YEREVAN — Armenian law-enforcement authorities on Thursday pressed criminal charges against the leaders of the Founding Parliament opposition movement arrested in advance of its planned anti-government protests in Yerevan.

The group’s top leader, Zhirayr Sefilian, and two other senior members — Varuzhan Avetisian and Garegin Chukaszian — were formally charged with “preparing mass disturbances” during the upcoming officials ceremonies to mark the 100th anniversary of the Armenian genocide in Ottoman Turkey. They will almost certainly be remanded in pre-trial custody.

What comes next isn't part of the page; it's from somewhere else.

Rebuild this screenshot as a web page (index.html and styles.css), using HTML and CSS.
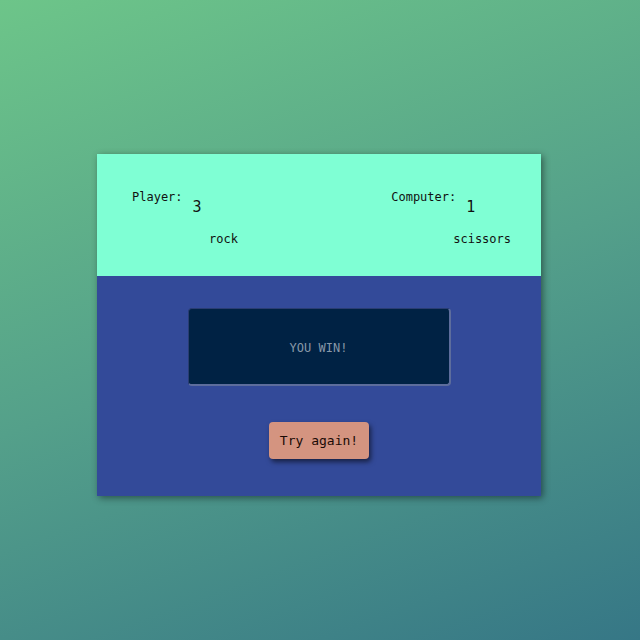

Armenia’s Investigative Committee is due to level the same accusations against the three other Founding Parliament figures detained on Tuesday. One of them could also be charged with illegal arms possession.

The Investigative Committee pressed the charges after interrogating Sefilian, Avetisian and Chukaszian for several hours. The law-enforcement body leading the criminal investigation stood by its allegations in a statement issued afterwards.

The statement said that investigators confiscated a hand grenade, several knives and dozens of sticks and batons during searches carried out in the suspects’ homes and the Founding Parliament’s offices. It claimed that those objects were “designed to inflict corporal injuries” during riots.

The detainees, their associates as well as virtually all mainstream opposition parties strongly deny these allegations. They argue that the Founding Parliament never called for violence while preparing to launch on April 24 a campaign of nonstop protests aimed at forcing President Serzh Sarkisian to resign. The radical group has for years accused Sarkisian of corruption and misrule.

Several dozen Founding Parliament activists rallied outside the Investigative Committee as Sefilian and his comrades were questioned there. They again said that the protests will go ahead as planned despite the arrests.

“The regime’s end is coming. I promise you, people,” one of the activists told RFE/RL’s Armenian service (Azatutyun.am). He said the Founding Parliament will follow a “roadmap” to regime change drawn up in 2013. He did not elaborate.